What you will learn:
- Why naive ML-based adjustment produces biased causal estimates (regularization bias)
- How cross-fitting prevents overfitting from contaminating causal inference
- How to implement the partially linear model (PLR) and interactive regression model (IRM) using DML
- How to compare DML with OLS and naive ML approaches
- How to conduct sensitivity analysis for unobserved confounding
Prerequisites: Familiarity with OLS regression and basic machine learning concepts (random forests, cross-validation).
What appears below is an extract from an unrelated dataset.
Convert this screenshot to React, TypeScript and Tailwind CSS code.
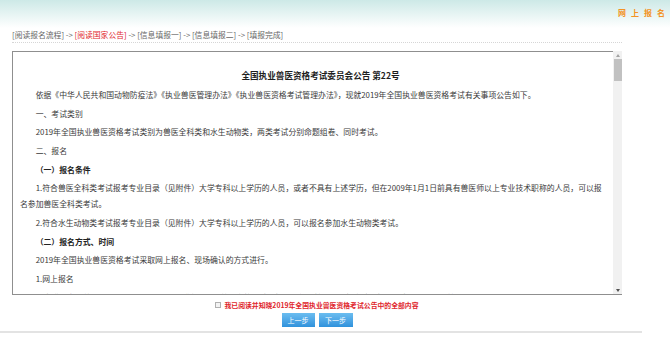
const paragraphs: { text: string; bold?: boolean }[] = [
  { text: "依据《中华人民共和国动物防疫法》《执业兽医管理办法》《执业兽医资格考试管理办法》，现就2019年全国执业兽医资格考试有关事项公告如下。" },
  { text: "一、考试类别" },
  { text: "2019年全国执业兽医资格考试类别为兽医全科类和水生动物类，两类考试分别命题组卷、同时考试。" },
  { text: "二、报名" },
  { text: "（一）报名条件", bold: true },
  { text: "1.符合兽医全科类考试报考专业目录（见附件）大学专科以上学历的人员，或者不具有上述学历，但在2009年1月1日前具有兽医师以上专业技术职称的人员，可以报名参加兽医全科类考试。" },
  { text: "2.符合水生动物类考试报考专业目录（见附件）大学专科以上学历的人员，可以报名参加水生动物类考试。" },
  { text: "（二）报名方式、时间", bold: true },
  { text: "2019年全国执业兽医资格考试采取网上报名、现场确认的方式进行。" },
  { text: "1.网上报名" },
  { text: "考生登录中国兽医网（www.cadc.net.cn）“全国执业兽医资格考试”报名专栏，按照要求如实填写报名信息并上传照片等材料。" },
];

const steps = ["[阅读报名流程]", "[阅读国家公告]", "[信息填报一]", "[信息填报二]", "[填报完成]"];

export default function App() {
  return (
    <div className="w-[670px] h-[337px] overflow-hidden bg-white font-['Noto_Sans_CJK_SC',sans-serif] text-[#3a3a3a]">
      {/* header */}
      <div className="h-[28px] bg-linear-to-b from-[#cde9e7] to-white flex justify-end items-start pt-[8px]">
        <span className="text-[8px] leading-[10px] font-bold text-[#f39325] tracking-[5px]">网上报名</span>
      </div>

      {/* steps */}
      <div className="ml-[12px] w-[610px] h-[15px] border-b border-dotted border-[#d6d6d6] flex items-center text-[7.8px] leading-none text-[#666] whitespace-pre">
        {steps.map((s, i) => (
          <span key={s} className="flex items-center">
            <span className={i === 1 ? "text-[#e1262d]" : ""}>{s}</span>
            {i < steps.length - 1 && <span>{" -> "}</span>}
          </span>
        ))}
      </div>

      {/* notice box */}
      <div className="ml-[12px] mt-[8px] w-[610px] h-[244px] flex border-l border-b border-[#8f8f8f]">
        <div className="flex-1 overflow-hidden border-t border-[#8f8f8f] pl-[7px] pr-[9px] pt-[14px] text-[7.85px] leading-[16px]">
          <p className="text-center font-bold text-[8.6px] text-[#1e1e1e] pl-[17px] leading-[18px]">
            全国执业兽医资格考试委员会公告 第22号
          </p>
          <div className="mt-[3px] flex flex-col gap-[2.67px]">
            {paragraphs.map((p) => (
              <p key={p.text} className={`indent-[2em] ${p.bold ? "font-bold text-[#222]" : ""}`}>
                {p.text}
              </p>
            ))}
          </div>
        </div>
        <div className="w-[9px] bg-[#f1f1f1] flex flex-col items-center">
          <div className="h-[8px] flex items-center justify-center">
            <span className="w-0 h-0 border-l-[2px] border-r-[2px] border-b-[3px] border-l-transparent border-r-transparent border-b-[#a3a3a3]" />
          </div>
          <div className="w-[8px] h-[22px] bg-[#c1c1c1]" />
          <div className="flex-1" />
          <div className="h-[8px] flex items-center justify-center">
            <span className="w-0 h-0 border-l-[2px] border-r-[2px] border-t-[3px] border-l-transparent border-r-transparent border-t-[#505050]" />
          </div>
        </div>
      </div>

      {/* agree + buttons */}
      <div className="ml-[12px] w-[610px] flex flex-col items-center">
        <div className="h-[16px] mt-[2px] flex items-center gap-[3px]">
          <span className="w-[6px] h-[6px] border border-[#b0b0b0] bg-[#f3f3f3]" />
          <span className="text-[6.85px] leading-none font-bold text-[#e0262c]">
            我已阅读并知晓2019年全国执业兽医资格考试公告中的全部内容
          </span>
        </div>
        <div className="flex gap-[4px]">
          <button className="w-[33px] h-[14px] bg-linear-to-b from-[#6bbdf0] to-[#2f92dc] text-white text-[7px] leading-none">
            上一步
          </button>
          <button className="w-[34px] h-[14px] bg-linear-to-b from-[#6bbdf0] to-[#2f92dc] text-white text-[7px] leading-none">
            下一步
          </button>
        </div>
      </div>

      <div className="mt-[4px] w-[642px] h-[2px] bg-[#e3e3e3]" />
    </div>
  );
}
Understanding of the potential outcomes framework is helpful.
Step 1: Simulate High-Dimensional Data
We create an observational dataset with 20 covariates, where treatment depends on a subset of them and the outcome depends on a partially overlapping subset.
library(DoubleML)
library(mlr3)
library(mlr3learners)
library(ranger)
set.seed(42)
n <- 3000; p <- 20
X <- matrix(rnorm(n * p), nrow = n)
colnames(X) <- paste0("X", 1:p)
logit_e <- 0.5 * X[,1] - 0.3 * X[,2]^2 + 0.4 * X[,3] * X[,4] + 0.2 * X[,5]
e_true <- plogis(logit_e)
D <- rbinom(n, 1, e_true)
g0 <- 2 * X[,1] + X[,2]^2 - 1.5 * X[,3] + 0.5 * X[,4] * X[,5] +
0.8 * sin(X[,6]) - 0.6 * X[,7] + 0.3 * X[,8]
Y <- 2.0 * D + g0 + rnorm(n)
df <- as.data.frame(X)
df$D <- D; df$Y <- Y
cat("True ATE: 2.0\n")
cat("Naive diff:", mean(Y[D == 1]) - mean(Y[D == 0]), "\n")Expected output:
| Statistic | Value |
|---|---|
| Sample size | 3,000 |
| Number of covariates | 20 |
| Treatment rate | ~45–55% |
| True ATE | 2.000 |
| Naive difference in means | ~2.5–3.5 (biased upward) |
Sample data preview (first 5 rows):
| X1 | X2 | X3 | X4 | X5 | ... | D | Y |
|---|---|---|---|---|---|---|---|
| 0.50 | -0.14 | 0.65 | 1.52 | -0.23 | ... | 1 | 5.82 |
| -0.14 | 0.77 | -0.46 | -0.19 | 0.31 | ... | 0 | 1.03 |
| 0.65 | -0.47 | 1.01 | 0.39 | -0.81 | ... | 1 | 4.21 |
| 1.52 | 0.54 | -0.32 | 0.15 | 0.68 | ... | 1 | 8.37 |
| -0.23 | -1.15 | 0.23 | -0.78 | 0.42 | ... | 0 | -2.15 |
Summary statistics:
| Variable | Mean (D=1) | Mean (D=0) | Difference |
|---|---|---|---|
| Y | ~4.5 | ~1.5 | ~3.0 (biased) |
| X1 | ~0.25 | ~-0.20 | Imbalanced |
| X2 | ~-0.05 | ~0.05 | Slight imbalance |
The naive difference in means exceeds the true ATE of 2.0 because treated units tend to have higher values of X1 (which directly increases Y through g0).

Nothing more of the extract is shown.